Edward Hooper? The artist that painted “Nighthawks”? The painting of the diner? Sometimes I feel like the person inside of the diner. I do not light like a Hooper painting. That would be very high key. I like a two point lighting scheme for dramatic stuff. Conceptually very simple, but you have to be careful with light placement. It’s essentially the same feel that Alex Proyas used in “Dark City”. His DP, Dariusz Wolski, used a very stylized lighting that was highly angled. It is basically film noir lighting which was originally created to look good and be cheap!

Okay 2 part question for you: You know Judo, Brazilian Jiujitsu (caporera?), karate, and grappling and you direct horror have you ever been tempted to direct more action oriented stuff because you’re films are straight up horror?

I would love to direct a martial arts film! Actually I have written a martial arts action script, but breaking into that world is pretty tough. I need to make a name for myself in other genres before I can tackle that one. Yes it is definitely on my to do list! Oh, I never studied Capoeira. I am not gymnastic enough for that one.

One of my films did have a martial arts component. If you watch my movie “Magus” you will see that I feature a lot of martial arts in it. I had choreographed fight sequences as well as scenes depicting a martial arts class. I was playing the assistant teacher in those scenes.

And in knowing all those wonderful martial arts does do you find it helps with difficult actors?
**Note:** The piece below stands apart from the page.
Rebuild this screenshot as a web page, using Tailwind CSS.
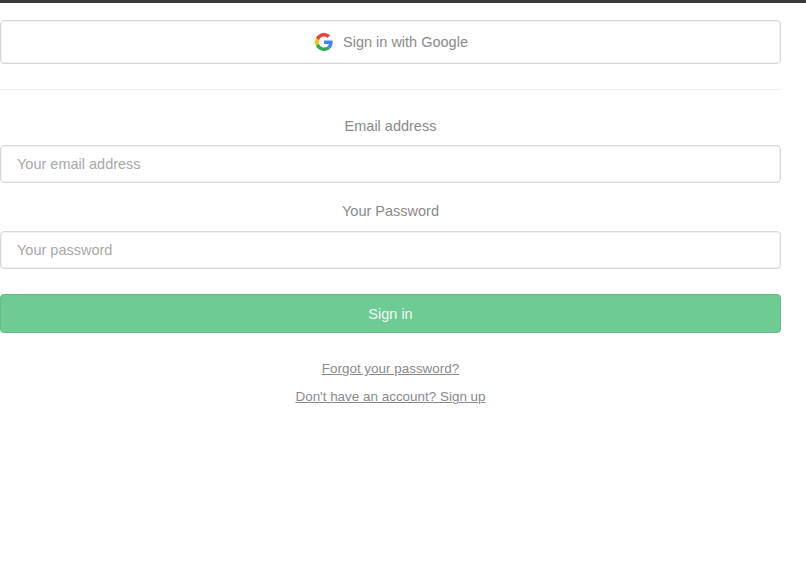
<!doctype html>
<html lang="en">
  <head>
    <meta charset="UTF-8" />
    <meta name="viewport" content="width=device-width, initial-scale=1.0" />
    <title>Sign in</title>
    <script src="https://cdn.jsdelivr.net/npm/@tailwindcss/browser@4"></script>
  </head>
  <body class="bg-white font-['Liberation_Sans',Arial,sans-serif] text-[14.5px] text-[#8a8a8a] min-h-screen">
    <div class="h-[3px] bg-[#3a3a3a]"></div>
    <div class="w-[781px] pt-[17px]">
      <!-- Google button -->
      <button class="w-full h-[44px] flex items-center justify-center gap-[10px] pl-[2px] bg-white border border-[#d8d8d8] shadow-[inset_0_0_0_1px_#f2f2f2] rounded-[4px] text-[#8a8a8a]">
        <svg class="w-[18px] h-[18px]" viewBox="0 0 48 48">
          <path fill="#EA4335" d="M24 9.5c3.54 0 6.71 1.22 9.21 3.6l6.85-6.85C35.9 2.38 30.47 0 24 0 14.62 0 6.51 5.38 2.56 13.22l7.98 6.19C12.43 13.72 17.74 9.5 24 9.5z" />
          <path fill="#4285F4" d="M46.98 24.55c0-1.57-.15-3.09-.38-4.55H24v9.02h12.94c-.58 2.96-2.26 5.48-4.78 7.18l7.73 6c4.51-4.18 7.09-10.36 7.09-17.65z" />
          <path fill="#FBBC05" d="M10.53 28.59c-.48-1.45-.76-2.99-.76-4.59s.27-3.14.76-4.59l-7.98-6.19C.92 16.46 0 20.12 0 24c0 3.88.92 7.54 2.56 10.78l7.97-6.19z" />
          <path fill="#34A853" d="M24 48c6.48 0 11.93-2.13 15.89-5.81l-7.73-6c-2.15 1.45-4.92 2.3-8.16 2.3-6.26 0-11.57-4.22-13.47-9.91l-7.98 6.19C6.51 42.62 14.62 48 24 48z" />
        </svg>
        <span class="pt-px">Sign in with Google</span>
      </button>

      <hr class="mt-[25px] border-t border-[#efefef]" />

      <!-- Sign in form -->
      <form class="mt-[26px]">
        <label class="block text-center leading-[20px]">Email address</label>
        <input type="text" placeholder="Your email address" class="mt-[9px] block w-full h-[38px] px-4 border border-[#d8d8d8] shadow-[inset_0_0_0_1px_#f2f2f2] rounded-[4px] placeholder:text-[#a8a8a8] outline-none" />
        <label class="block text-center leading-[20px] mt-[18px]">Your Password</label>
        <input type="password" placeholder="Your password" class="mt-[10px] block w-full h-[38px] px-4 border border-[#d8d8d8] shadow-[inset_0_0_0_1px_#f2f2f2] rounded-[4px] placeholder:text-[#a8a8a8] outline-none" />
        <button type="submit" class="mt-[25px] block w-full h-[39px] pt-[3px] bg-[#6ecb93] border border-[#66b98a] rounded-[4px] text-[#f1fbf5]">Sign in</button>
      </form>

      <!-- Links -->
      <div class="mt-[26px] flex flex-col items-center gap-[8px] leading-[20px] text-[13.45px]">
        <a href="#" class="underline">Forgot your password?</a>
        <a href="#" class="underline">Don't have an account? Sign up</a>
      </div>
    </div>
  </body>
</html>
Ha ha, no! I get along very well with my actors. I do not threaten or yell at anyone, and people are good enough to give me respect and cooperation. It has been very rare that I have gotten resistance. Trust me, I am not a big guy, and I am far from scary but I am never intimidated (but not because I think I can beat someone up). I am normally very relaxed and happy, so seeing the opposite is enough to keep trouble makers in line. But once I identify a trouble maker I also don’t work with them anymore. It’s just not worth it.

My father got me involved in the martial arts when I was six because he thought I was very small, and shy. He guessed correctly that the other kids would want to bully me at school. I remember my first day in preschool. Two kids tried to beat me up! So I welcomed martial arts, but as luck would have it, my first karate class was in a Chuck Norris school so I was immediately caught up in his movies!

My brother James, Chuck (pre-beard) and me on the right.

Otherwise I have never been in a fight in my adult life. Of course I have sparred quite a bit in my training, but I’m not a “tough guy”. I have been beaten up by a lot of really tough guys! I guess I’m a glutton for punishment. That’s why I make movies!